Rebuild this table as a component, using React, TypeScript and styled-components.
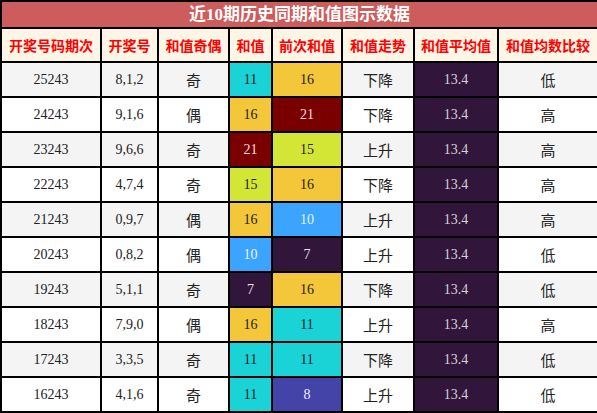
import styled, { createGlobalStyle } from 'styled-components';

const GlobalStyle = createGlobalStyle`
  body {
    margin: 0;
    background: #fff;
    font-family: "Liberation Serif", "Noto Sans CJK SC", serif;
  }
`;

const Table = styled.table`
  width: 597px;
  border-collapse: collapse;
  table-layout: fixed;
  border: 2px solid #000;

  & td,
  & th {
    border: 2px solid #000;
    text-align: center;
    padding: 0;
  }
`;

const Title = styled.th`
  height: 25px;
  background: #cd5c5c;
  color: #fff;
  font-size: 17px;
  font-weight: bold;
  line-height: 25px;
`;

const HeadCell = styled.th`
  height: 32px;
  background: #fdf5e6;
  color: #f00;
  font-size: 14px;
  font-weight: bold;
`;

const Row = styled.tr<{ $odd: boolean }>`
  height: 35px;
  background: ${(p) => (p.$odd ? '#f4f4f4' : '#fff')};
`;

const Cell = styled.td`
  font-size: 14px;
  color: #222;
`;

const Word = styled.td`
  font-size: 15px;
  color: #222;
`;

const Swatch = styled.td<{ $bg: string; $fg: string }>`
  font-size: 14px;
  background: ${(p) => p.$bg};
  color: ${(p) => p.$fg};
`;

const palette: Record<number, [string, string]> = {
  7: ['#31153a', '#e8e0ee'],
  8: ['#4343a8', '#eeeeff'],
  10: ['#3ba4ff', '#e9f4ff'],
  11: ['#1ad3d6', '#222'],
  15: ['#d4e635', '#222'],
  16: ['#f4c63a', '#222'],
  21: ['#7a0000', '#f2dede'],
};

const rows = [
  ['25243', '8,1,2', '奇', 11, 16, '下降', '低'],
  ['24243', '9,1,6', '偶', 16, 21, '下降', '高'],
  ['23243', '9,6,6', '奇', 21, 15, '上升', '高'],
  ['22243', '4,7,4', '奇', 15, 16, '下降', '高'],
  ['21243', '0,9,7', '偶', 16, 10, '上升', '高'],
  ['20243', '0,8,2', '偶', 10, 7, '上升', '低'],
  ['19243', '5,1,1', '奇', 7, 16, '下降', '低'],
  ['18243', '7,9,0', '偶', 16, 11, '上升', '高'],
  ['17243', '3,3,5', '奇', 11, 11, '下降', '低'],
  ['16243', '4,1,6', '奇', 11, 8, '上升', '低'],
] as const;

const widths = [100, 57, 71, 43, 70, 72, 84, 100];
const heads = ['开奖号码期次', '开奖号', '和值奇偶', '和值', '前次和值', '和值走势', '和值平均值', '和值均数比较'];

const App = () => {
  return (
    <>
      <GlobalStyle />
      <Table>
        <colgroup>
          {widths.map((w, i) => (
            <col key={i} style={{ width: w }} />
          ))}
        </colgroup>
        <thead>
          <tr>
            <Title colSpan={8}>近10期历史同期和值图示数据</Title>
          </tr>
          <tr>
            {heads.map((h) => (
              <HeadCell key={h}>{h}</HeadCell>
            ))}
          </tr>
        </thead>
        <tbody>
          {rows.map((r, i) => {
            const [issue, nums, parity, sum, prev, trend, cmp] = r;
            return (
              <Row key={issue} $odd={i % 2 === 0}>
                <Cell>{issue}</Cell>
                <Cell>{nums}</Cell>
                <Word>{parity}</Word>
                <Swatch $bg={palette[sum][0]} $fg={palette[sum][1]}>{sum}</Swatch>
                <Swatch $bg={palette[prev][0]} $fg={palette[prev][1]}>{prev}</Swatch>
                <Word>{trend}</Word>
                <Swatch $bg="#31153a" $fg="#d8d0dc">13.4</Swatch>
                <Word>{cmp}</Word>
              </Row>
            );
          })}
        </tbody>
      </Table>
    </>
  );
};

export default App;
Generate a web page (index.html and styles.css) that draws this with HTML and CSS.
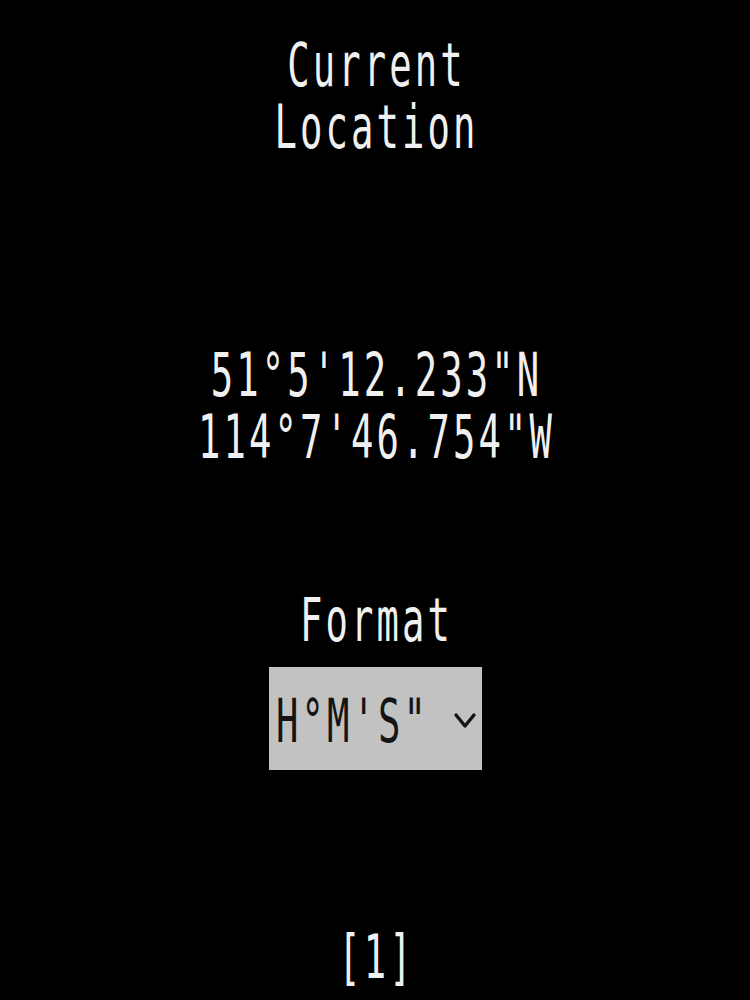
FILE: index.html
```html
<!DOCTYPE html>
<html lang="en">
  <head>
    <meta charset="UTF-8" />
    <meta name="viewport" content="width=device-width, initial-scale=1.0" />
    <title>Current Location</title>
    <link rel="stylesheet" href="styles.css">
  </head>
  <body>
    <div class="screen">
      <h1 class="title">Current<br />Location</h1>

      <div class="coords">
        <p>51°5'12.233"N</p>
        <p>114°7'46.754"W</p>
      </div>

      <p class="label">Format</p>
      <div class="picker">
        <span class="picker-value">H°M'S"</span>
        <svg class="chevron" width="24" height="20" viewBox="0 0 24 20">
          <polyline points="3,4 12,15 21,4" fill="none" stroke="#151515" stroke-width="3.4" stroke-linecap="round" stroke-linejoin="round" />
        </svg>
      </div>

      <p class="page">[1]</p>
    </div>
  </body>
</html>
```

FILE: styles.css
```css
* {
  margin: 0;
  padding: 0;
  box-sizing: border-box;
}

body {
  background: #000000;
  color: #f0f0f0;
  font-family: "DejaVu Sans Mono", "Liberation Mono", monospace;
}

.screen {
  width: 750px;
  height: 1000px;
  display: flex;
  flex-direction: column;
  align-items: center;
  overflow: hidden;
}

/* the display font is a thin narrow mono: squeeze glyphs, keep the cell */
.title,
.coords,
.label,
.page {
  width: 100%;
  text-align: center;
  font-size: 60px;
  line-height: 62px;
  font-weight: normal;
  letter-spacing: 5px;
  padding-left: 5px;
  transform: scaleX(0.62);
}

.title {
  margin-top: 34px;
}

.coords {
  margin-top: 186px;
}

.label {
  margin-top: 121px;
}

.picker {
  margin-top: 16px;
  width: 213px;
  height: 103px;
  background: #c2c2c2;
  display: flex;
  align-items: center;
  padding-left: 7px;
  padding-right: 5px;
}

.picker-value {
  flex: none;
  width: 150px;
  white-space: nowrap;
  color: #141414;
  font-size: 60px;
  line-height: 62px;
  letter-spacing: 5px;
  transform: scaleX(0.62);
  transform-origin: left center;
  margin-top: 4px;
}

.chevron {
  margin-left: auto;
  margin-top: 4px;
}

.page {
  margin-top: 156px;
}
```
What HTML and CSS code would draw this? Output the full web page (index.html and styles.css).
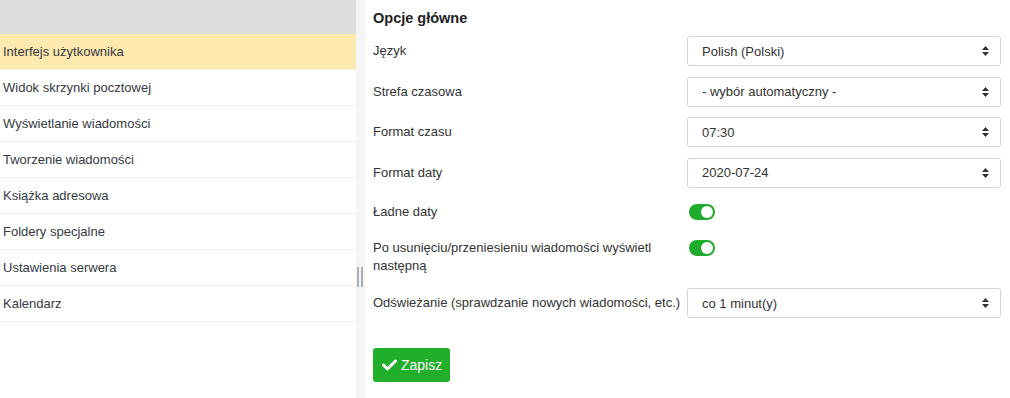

To do:
Pick each line holding the word "components" out of the listing.

Response to this task:
Rebuild this table as a component, using React, TypeScript and styled-components.
import styled, { createGlobalStyle } from 'styled-components';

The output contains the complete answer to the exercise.